A sole proprietorship is a business owned and operated by a single individual, where there is no legal distinction between the owner and the business itself. Unlike other structures like corporations or LLCs, sole proprietors have unlimited personal liability for their business’s obligations.
- Do I need to register my sole proprietorship’s business name?
If you’re operating under your own legal name, you generally don’t need to register a business name. However, if you’re using a trade name or “doing business as” (DBA) name, you may need to register it with your local government to ensure legal recognition.
- How are taxes handled for Indian sole proprietor?
In India, sole proprietors report their business income as part of their personal income tax returns. This means business profits are taxed at the individual taxpayer’s rates. Additionally, if your turnover exceeds a certain threshold, you may need to register for Goods and Services Tax (GST) for the supply of goods and services.
- What records should I keep for tax purposes as a sole proprietor?

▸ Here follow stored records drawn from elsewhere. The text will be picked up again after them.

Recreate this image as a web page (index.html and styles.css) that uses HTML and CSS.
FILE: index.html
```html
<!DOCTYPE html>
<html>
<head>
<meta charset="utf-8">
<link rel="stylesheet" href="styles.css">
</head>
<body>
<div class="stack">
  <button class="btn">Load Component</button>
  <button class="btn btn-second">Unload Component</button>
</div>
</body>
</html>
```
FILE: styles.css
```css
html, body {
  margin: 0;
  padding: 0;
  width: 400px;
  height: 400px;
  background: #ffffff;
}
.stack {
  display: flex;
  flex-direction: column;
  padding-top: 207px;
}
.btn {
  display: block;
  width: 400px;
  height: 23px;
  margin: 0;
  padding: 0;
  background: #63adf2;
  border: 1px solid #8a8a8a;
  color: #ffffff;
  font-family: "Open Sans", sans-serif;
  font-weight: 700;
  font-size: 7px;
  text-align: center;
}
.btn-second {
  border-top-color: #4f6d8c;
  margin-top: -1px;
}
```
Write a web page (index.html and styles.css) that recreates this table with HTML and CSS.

It’s crucial to maintain organized financial records, including income and expense details, receipts, and invoices. Good record-keeping supports accurate tax calculations and deductions, making the tax filing process smoother and helping during potential audits.
- What are the consequences of non-compliance with tax laws for Indian sole proprietors?
Non-compliance with tax laws in India can lead to penalties, interest charges, and legal actions. The severity of penalties depends on the nature of the violation. Tax evasion, such as underreporting income or inflating expenses, is illegal and can result in substantial fines and even imprisonment. Staying compliant is not only a legal obligation but also crucial for your business’s financial health.